Ironia della sorte, conseguenza di un destino cinico e baro? Forse no. Forse non è soltanto una coincidenza che Foggia sia costretta a difendere con i denti due luoghi simbolici della sua storia e del suo passato, come la stazione ferroviaria, che si vorrebbe “bypassare” nel progetto dell'alta capacità ferroviaria, e come la Caserma Miale, che non ospiterà più la scuola di polizia, soppressa per decreto ministeriale.
Due luoghi topici e storici le cui vicende si sono sovente intrecciate, fino al momento più drammatico della storia foggiana, il 31 maggio del 1943 e poi il 22 luglio,, quando la città fu martoriata dal più terrificante bombardamento alleato in Italia dell'ultimo conflitto bellico. La stazione fu del tutto distrutta, assieme a due terzi dell'abitato e a ventiduemila foggiani, molti dei quali avevano cercato scampo dalle bombe proprio nel sottopassaggio della stazione. Fino ad allora era stato un sicuro ricovero, ma non quel giorno, quando venne invaso dal fiume di fiamme che si era sprigionato dopo che era stato colpito un treno adibito al trasporto di carburante. Dalla “Miale”, allora adibita a Caserma di fanteria, quando tutto quell'orrore finalmente finì, uscirono i soldati che recarono i primi soccorsi ad una popolazione decimata e ad una città sventrata.
La lettura della storia dà purtroppo anche il senso d'una geografia che cambia. La stazione foggiana era stata inaugurata il 9 novembre del 1863 dal re in persona, Vittorio Emanuele II, a completamento della ferrovia Ancona – Foggia. Allora le opere si realizzavano cominciando dal Nord, e la stazione di Bari non esisteva ancora. Dopo la tragica estate del 1943, fu ricostruita a tempo di record, in appena otto anni: la nuova stazione ferroviaria venne inaugurata il 31 maggio del 1951. È appena il caso di ricordare che Foggia versò il suo immane tributo alla guerra proprio a causa della funzione nevralgica e strategica del suo nodo ferroviario.

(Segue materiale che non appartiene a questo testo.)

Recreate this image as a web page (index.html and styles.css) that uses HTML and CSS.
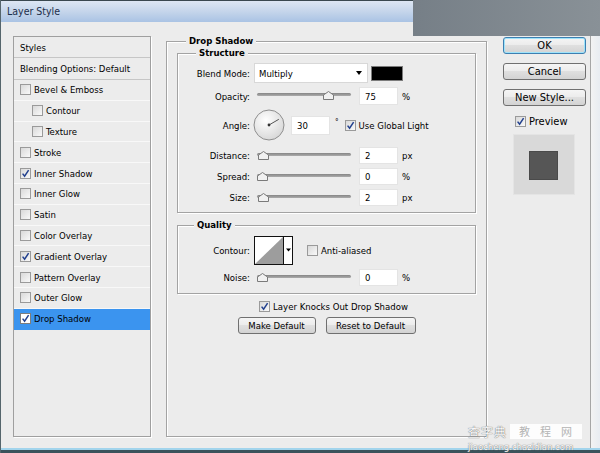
FILE: index.html
```html
<!DOCTYPE html>
<html>
<head>
<meta charset="utf-8">
<title>Layer Style</title>
<link rel="stylesheet" href="styles.css">
</head>
<body>
<div class="win">
  <div class="titlebar"><span class="title">Layer Style</span></div>
  <div class="desk"></div>
  <div class="main">
    <div class="styles">
      <div class="row head">Styles</div>
      <div class="row head">Blending Options: Default</div>
      <div class="row"><span class="cb"></span>Bevel &amp; Emboss</div>
      <div class="row sub"><span class="cb"></span>Contour</div>
      <div class="row sub"><span class="cb"></span>Texture</div>
      <div class="row"><span class="cb"></span>Stroke</div>
      <div class="row"><span class="cb"><svg class="ck" viewBox="0 0 9 9"><path d="M1.6 4.6 L3.6 7.2 L7.6 1.2"/></svg></span>Inner Shadow</div>
      <div class="row"><span class="cb"></span>Inner Glow</div>
      <div class="row"><span class="cb"></span>Satin</div>
      <div class="row"><span class="cb"></span>Color Overlay</div>
      <div class="row"><span class="cb"><svg class="ck" viewBox="0 0 9 9"><path d="M1.6 4.6 L3.6 7.2 L7.6 1.2"/></svg></span>Gradient Overlay</div>
      <div class="row"><span class="cb"></span>Pattern Overlay</div>
      <div class="row"><span class="cb"></span>Outer Glow</div>
      <div class="row sel"><span class="cb white"><svg class="ck" viewBox="0 0 9 9"><path d="M1.6 4.6 L3.6 7.2 L7.6 1.2"/></svg></span>Drop Shadow</div>
    </div>

    <fieldset class="grp outer">
      <legend>Drop Shadow</legend>
      <fieldset class="grp inner structure">
        <legend>Structure</legend>
        <div class="frow r-blend">
          <span class="lbl">Blend Mode:</span>
          <div class="select"><span>Multiply</span><span class="arrow"></span></div>
          <span class="swatch"></span>
        </div>
        <div class="frow r-op">
          <span class="lbl">Opacity:</span>
          <div class="slider"><span class="thumb" style="left:66px"><svg width="11" height="9" viewBox="0 0 11 9"><path d="M0.5 8.5 V4 L5.5 0.5 L10.5 4 V8.5 Z"/></svg></span></div>
          <span class="num">75</span><span class="unit">%</span>
        </div>
        <div class="frow r-angle">
          <span class="lbl">Angle:</span>
          <svg class="dial" width="32" height="32" viewBox="0 0 32 32">
            <defs><radialGradient id="dg" cx="0.4" cy="0.35" r="0.7"><stop offset="0" stop-color="#ffffff"/><stop offset="1" stop-color="#d6d6d6"/></radialGradient></defs>
            <circle cx="16" cy="16" r="15" fill="url(#dg)" stroke="#8e8e8e"/>
            <line x1="16" y1="16" x2="25.8" y2="10.3" stroke="#555" stroke-width="1"/>
            <circle cx="16" cy="16" r="1.4" fill="#333"/>
          </svg>
          <span class="num">30</span><span class="deg">°</span>
          <span class="cb gl"><svg class="ck" viewBox="0 0 9 9"><path d="M1.6 4.6 L3.6 7.2 L7.6 1.2"/></svg></span><span>Use Global Light</span>
        </div>
        <div class="frow r-dist">
          <span class="lbl">Distance:</span>
          <div class="slider"><span class="thumb" style="left:1px"><svg width="11" height="9" viewBox="0 0 11 9"><path d="M0.5 8.5 V4 L5.5 0.5 L10.5 4 V8.5 Z"/></svg></span></div>
          <span class="num">2</span><span class="unit">px</span>
        </div>
        <div class="frow r-sm">
          <span class="lbl">Spread:</span>
          <div class="slider"><span class="thumb" style="left:0px"><svg width="11" height="9" viewBox="0 0 11 9"><path d="M0.5 8.5 V4 L5.5 0.5 L10.5 4 V8.5 Z"/></svg></span></div>
          <span class="num">0</span><span class="unit">%</span>
        </div>
        <div class="frow r-sm">
          <span class="lbl">Size:</span>
          <div class="slider"><span class="thumb" style="left:1px"><svg width="11" height="9" viewBox="0 0 11 9"><path d="M0.5 8.5 V4 L5.5 0.5 L10.5 4 V8.5 Z"/></svg></span></div>
          <span class="num">2</span><span class="unit">px</span>
        </div>
      </fieldset>

      <fieldset class="grp inner quality">
        <legend>Quality</legend>
        <div class="frow r-contour">
          <span class="lbl">Contour:</span>
          <svg class="contour" width="39" height="29" viewBox="0 0 39 29">
            <rect x="0.5" y="0.5" width="38" height="28" fill="#fff" stroke="#111"/>
            <path d="M1 28 L29 1 L29 28 Z" fill="#9d9d9d"/>
            <line x1="29.5" y1="0.5" x2="29.5" y2="28.5" stroke="#111"/>
            <path d="M32 12.5 H37 L34.5 15.5 Z" fill="#000"/>
          </svg>
          <span class="cb aa"></span><span>Anti-aliased</span>
        </div>
        <div class="frow r-noise">
          <span class="lbl">Noise:</span>
          <div class="slider"><span class="thumb" style="left:0px"><svg width="11" height="9" viewBox="0 0 11 9"><path d="M0.5 8.5 V4 L5.5 0.5 L10.5 4 V8.5 Z"/></svg></span></div>
          <span class="num">0</span><span class="unit">%</span>
        </div>
      </fieldset>

      <div class="knock"><span class="cb"><svg class="ck" viewBox="0 0 9 9"><path d="M1.6 4.6 L3.6 7.2 L7.6 1.2"/></svg></span><span>Layer Knocks Out Drop Shadow</span></div>
      <div class="btns">
        <span class="btn b-make">Make Default</span>
        <span class="btn b-reset">Reset to Default</span>
      </div>
    </fieldset>

    <div class="side">
      <span class="btn big ok">OK</span>
      <span class="btn big">Cancel</span>
      <span class="btn big">New Style...</span>
      <div class="pv"><span class="cb"><svg class="ck" viewBox="0 0 9 9"><path d="M1.6 4.6 L3.6 7.2 L7.6 1.2"/></svg></span><span>Preview</span></div>
      <div class="pbox"><span class="sq"></span></div>
    </div>

    <div class="edge"></div>
  </div>
  <div class="bottom"></div>

  <div class="wm">
    <div class="wm-top"><span class="wm-cn">查字典</span><span class="wm-box">教程网</span></div>
    <div class="wm-url">jiaocheng.chazidian.com</div>
  </div>
</div>
</body>
</html>
```

FILE: styles.css
```css
* { box-sizing: border-box; }
html, body { margin: 0; padding: 0; }
body {
  width: 600px;
  height: 453px;
  overflow: hidden;
  background: #ececec;
  font-family: "DejaVu Sans Condensed", "DejaVu Sans", sans-serif;
  font-size: 9.5px;
  color: #000;
}
.win {
  position: relative;
  width: 600px;
  height: 453px;
  background: #ececec;
  border-left: 1px solid #55656c;
  display: flex;
  flex-direction: column;
}
.titlebar {
  flex: none;
  height: 22px;
  width: 412px;
  padding-left: 6px;
  display: flex;
  align-items: center;
  background: linear-gradient(#3a484f 0, #3a484f 1px, #dde6f3 1px, #c6d6eb 50%, #aac3e4 100%);
}
.title { font-size: 10.5px; color: #1c2e4a; }
.desk {
  position: absolute;
  top: 0;
  left: 412px;
  width: 188px;
  height: 36px;
  background: linear-gradient(to right, #767f87, #899197);
}
.main {
  flex: 1;
  display: flex;
  align-items: flex-start;
  padding: 14px 0 0 12px;
}

/* styles list */
.styles {
  flex: none;
  width: 138px;
  height: 401px;
  border: 1px solid #9f9f9f;
  box-shadow: 1px 1px 0 #fff;
  background: #ececec;
}
.row {
  height: 20.8px;
  display: flex;
  align-items: center;
  padding-left: 6px;
  border-bottom: 1px solid #f8f8f8;
  white-space: nowrap;
}
.row.head { border-bottom: 1px solid #c6c6c6; }
.row.head:first-child { height: 21px; }
.row.head:nth-child(2) { height: 22px; }
.row.sub { padding-left: 18px; }
.row.sel { background: #3b94ef; border-bottom-color: #3b94ef; }

.cb {
  flex: none;
  width: 11px;
  height: 11px;
  margin-right: 3px;
  border: 1px solid #9a9a9a;
  background: linear-gradient(135deg, #d9d9d9, #f9f9f9);
  display: flex;
  align-items: center;
  justify-content: center;
}
.cb.white { background: #fff; border-color: #7d7d7d; }
.ck { width: 9px; height: 9px; }
.ck path { fill: none; stroke: #22408e; stroke-width: 1.5; }

/* group boxes */
.grp {
  margin: 0;
  min-width: 0;
  border: 1px solid #a3a3a3;
  box-shadow: inset 1px 1px 0 #fff, 1px 1px 0 #fff;
}
.grp > legend {
  font-weight: bold;
  line-height: 12px;
  padding: 0 3px;
  background: #ececec;
}
.outer {
  flex: none;
  width: 321px;
  height: 402px;
  margin: -1px 0 0 15px;
  padding: 0 10px;
}
.outer > legend { margin-left: 9px; }
.inner { padding: 0 0 6px 0; }
.structure > legend { margin-left: 18px; }
.quality { margin-top: 6px; padding-bottom: 7px; }
.quality > legend { margin-left: 16px; }

.frow {
  display: flex;
  align-items: center;
  margin-top: 4px;
  height: 18px;
  white-space: nowrap;
}
.lbl {
  flex: none;
  width: 72px;
  margin-right: 4px;
  text-align: right;
}
.r-blend { height: 20px; }
.r-angle { height: 32px; }
.r-dist { margin-top: 6px; height: 17px; }
.r-sm { height: 17px; }
.r-contour { margin-top: 5px; height: 29px; }
.r-noise { height: 17px; }

.select {
  flex: none;
  width: 114px;
  height: 20px;
  background: #fff;
  border: 1px solid #d8d8d8;
  padding: 0 5px 0 4px;
  display: flex;
  align-items: center;
  justify-content: space-between;
}
.arrow {
  width: 0;
  height: 0;
  border-left: 3.5px solid transparent;
  border-right: 3.5px solid transparent;
  border-top: 4px solid #000;
}
.swatch {
  flex: none;
  width: 32px;
  height: 15px;
  margin-left: 3px;
  background: #000;
  border: 1px solid #7c7c7c;
}
.slider {
  flex: none;
  position: relative;
  width: 94px;
  height: 10px;
  margin: 0 8px 0 3px;
}
.slider::before {
  content: "";
  position: absolute;
  left: 0;
  right: 0;
  top: 2px;
  height: 3px;
  border-radius: 2px;
  background: linear-gradient(#858585, #acacac);
}
.thumb { position: absolute; top: 0; width: 11px; height: 9px; }
.thumb svg { display: block; }
.thumb path { fill: #f1f1f1; stroke: #7a7a7a; stroke-width: 1; }
.num {
  flex: none;
  width: 39px;
  height: 100%;
  padding-left: 5px;
  display: flex;
  align-items: center;
  background: #fff;
  border: 1px solid #e4e4e4;
}
.unit { margin-left: 4px; }
.dial { flex: none; margin: 0 6px 0 -1px; }
.r-angle .num { height: 19px; }
.deg { margin-left: 5px; font-size: 8px; margin-top: -5px; }
.cb.gl { margin-left: 6px; }
.contour { flex: none; display: block; }
.cb.aa { margin-left: 14px; }

.knock {
  margin-top: 6px;
  height: 12px;
  display: flex;
  align-items: center;
  justify-content: center;
  padding-left: 14px;
  white-space: nowrap;
}
.btns {
  margin-top: 5px;
  display: flex;
  justify-content: center;
  gap: 10px;
}
.btn {
  flex: none;
  height: 17px;
  border: 1px solid #707070;
  border-radius: 3px;
  background: linear-gradient(#f5f5f5, #ececec 45%, #dfdfdf 50%, #d3d3d3);
  display: flex;
  align-items: center;
  justify-content: center;
  white-space: nowrap;
}
.b-make { width: 78px; }
.b-reset { width: 90px; }

/* right column */
.side {
  flex: none;
  width: 83px;
  margin: 1px 0 0 16px;
  display: flex;
  flex-direction: column;
  font-size: 11px;
}
.btn.big + .btn.big { margin-top: 9px; }
.ok {
  border-color: #3c7fb1;
  box-shadow: inset 0 0 0 1px #9fe3fa;
}
.pv {
  margin-top: 9px;
  height: 12px;
  padding-left: 12px;
  display: flex;
  align-items: center;
}
.pbox {
  margin: 7px 0 0 10px;
  width: 62px;
  height: 61px;
  padding: 16px 0 0 15px;
  background: #d9d9d9;
  border: 1px solid #e4e4e4;
}
.sq {
  display: block;
  width: 29px;
  height: 29px;
  background: #565656;
  border: 1px solid #4a4a4a;
}
.edge {
  margin-left: auto;
  align-self: stretch;
  width: 10px;
  border-left: 1px solid #a6a6a6;
  background: linear-gradient(to right, #f3f3f3, #e8ecf1);
}
.bottom {
  flex: none;
  height: 5px;
  border-top: 2px solid #a2d4ec;
  background: #3b525b;
}

/* watermark */
.wm {
  position: absolute;
  left: 467px;
  top: 424px;
  display: flex;
  flex-direction: column;
  font-family: "Noto Sans CJK SC", sans-serif;
}
.wm-top { display: flex; align-items: center; gap: 3px; height: 15px; }
.wm-cn {
  font-size: 12px;
  line-height: 15px;
  letter-spacing: 1px;
  color: #f8f8f8;
  text-shadow: 0 0 1px #7a7a7a, 0 0 1px #7a7a7a;
}
.wm-box {
  background: rgba(255, 255, 255, 0.9);
  color: #b4b4b4;
  font-size: 11px;
  line-height: 15px;
  letter-spacing: 10px;
  padding: 0 0 0 9px;
}
.wm-url {
  margin-top: 4px;
  font-family: "DejaVu Sans", sans-serif;
  font-size: 8.5px;
  line-height: 8px;
  color: #fff;
  text-shadow: 0 0 1px #7a7a7a, 0 0 1px #7a7a7a;
}
```
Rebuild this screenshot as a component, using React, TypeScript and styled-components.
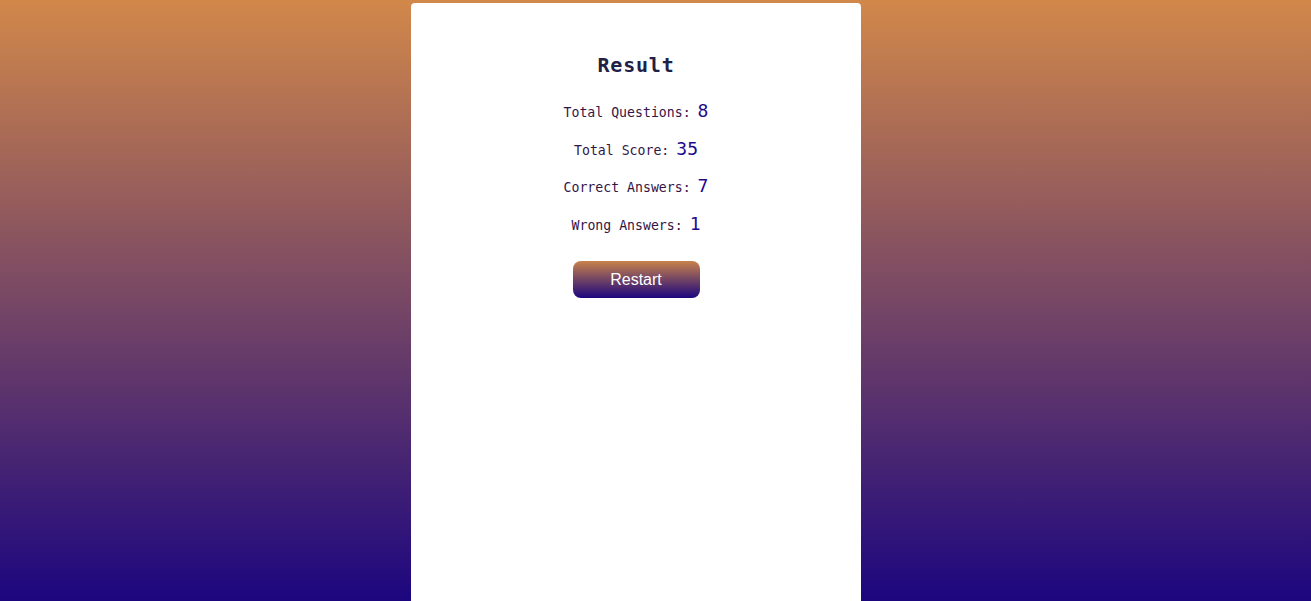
import React from "react";
import styled, { createGlobalStyle } from "styled-components";

const Global = createGlobalStyle`
  html, body { margin: 0; padding: 0; height: 100%; }
  body {
    background: linear-gradient(to bottom, #d2884a 0%, #1c067f 100%);
    background-attachment: fixed;
    min-height: 601px;
    overflow: hidden;
  }
`;

const Page = styled.div`
  display: flex;
  justify-content: center;
  padding: 3px 39px 0 0;
  height: 601px;
  box-sizing: border-box;
`;

const Card = styled.div`
  width: 450px;
  height: 620px;
  background: #ffffff;
  border-radius: 4px;
  display: flex;
  flex-direction: column;
  align-items: center;
  padding-top: 50px;
  box-sizing: border-box;
  font-family: "DejaVu Sans Mono", "Liberation Mono", monospace;
`;

const Title = styled.h2`
  margin: 0 0 22px;
  font-size: 20px;
  font-weight: bold;
  letter-spacing: 0.8px;
  color: #1f2145;
  line-height: 24px;
`;

const Row = styled.p`
  margin: 0 0 14px;
  font-size: 13.2px;
  color: #351546;
  line-height: 23.5px;
  height: 23.5px;
  white-space: nowrap;
`;

const Value = styled.span`
  margin-left: 7px;
  font-size: 18px;
  line-height: 23.5px;
  color: #1e0a8c;
`;

const Button = styled.button`
  margin-top: 12px;
  width: 127px;
  height: 37px;
  border: none;
  border-radius: 8px;
  background: linear-gradient(to bottom, #c8824a, #1c067f);
  color: #ffffff;
  font-family: "Liberation Sans", Arial, sans-serif;
  font-size: 16px;
  cursor: pointer;
`;

const stats = [
  { label: "Total Questions:", value: 8 },
  { label: "Total Score:", value: 35 },
  { label: "Correct Answers:", value: 7 },
  { label: "Wrong Answers:", value: 1 },
];

export default function App() {
  return (
    <>
      <Global />
      <Page>
        <Card>
          <Title>Result</Title>
          {stats.map((s) => (
            <Row key={s.label}>
              {s.label}
              <Value>{s.value}</Value>
            </Row>
          ))}
          <Button>Restart</Button>
        </Card>
      </Page>
    </>
  );
}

Una funzione, purtropp, ignorata e disattesa dalle nuove geografie sancite dalla Regione e dalla protervia di un capoluogo regionale che ha costruito la sua “baricentricità” proprio a scapito della Puglia settentrionale.
La crisi di due luoghi sacri della memoria cittadina segnala, però, anche una crisi d'identità della città, è un amaro indizio di declino, che getta un inquietante presagio sul suo futuro. C'è chi dice che è da provinciali battersi per conservare a tutti i costi quel che c'è. Forse è così, e forse è giusto, come si dice, imparare a pensare in termini di progetto. Ma nessun futuro è possibile recidendo i legami con il passato, con la memoria.